Aligning goal and driver metrics to overal business strategy

An increasing in latency of even a few milliseconds can result in revenue loss and a reuduction in user statisfaction.

Unconstrained metrics are gameable

Evaludating Metrics

Establishing the causal relationship of driver metrics to organizational goal

Running and Analyzing the experiment

Case study

  • Objective marketing departments want to increase sales by sending coupon codes/ promotion code for discount. by simply adding a coupon field at the check out page. We need to evaluate the effect of changing UI. Access the feasibility of the new business model.

  • Concerns The newly added field would distract people from checking out, further leads to revenue decreasing.

  • Approaches Fake door/ painted door approaches.

  • Goal Metrics Revenue per user; randomization unit is user

  • Users included The users who start the purchasing process
    • Not all users: noisy since most of the users won’t even start the process
    • Not the users who complete purchase:
  • Hypothesis Testing
    1. baseline mean(for most metrics) and standard error
    2. experiment size/randomized units/how long to run
    3. statistical significance and practical significance
  • How long to run the experiment
    1. More users need to be included – to increase the statistical power.
    2. Day-of-week effect – capture the weekly cycle– experiment longer than 1 week
    3. Seasonality – e.g holidays
    4. Primacy and novelty effects experiments take time to stablize

Before interpret the result, we might need to have a sanity check

Results to decisions

  • Case one: no statistical significance and practical significance and the CI is not very wide or small.
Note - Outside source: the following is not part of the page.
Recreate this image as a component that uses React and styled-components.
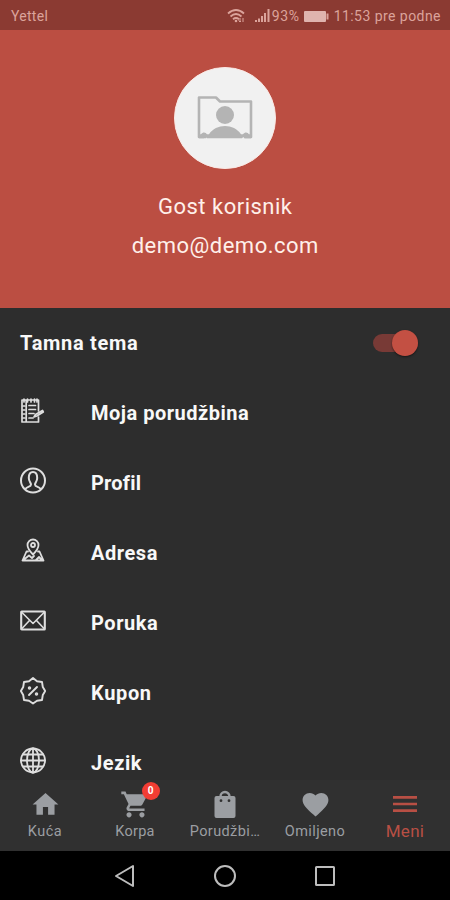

Reiterate/abandon the idea.
  • Case two: both statistically significant and practical significance. Launch
  • Case three: have statistical significance but not practical significance Discuss whether it worths it.
  • Case four: Confidence Interval is very wide, Include more units gain more power.

  • Case 5: practical significant and not statistical significant repeat the experiment.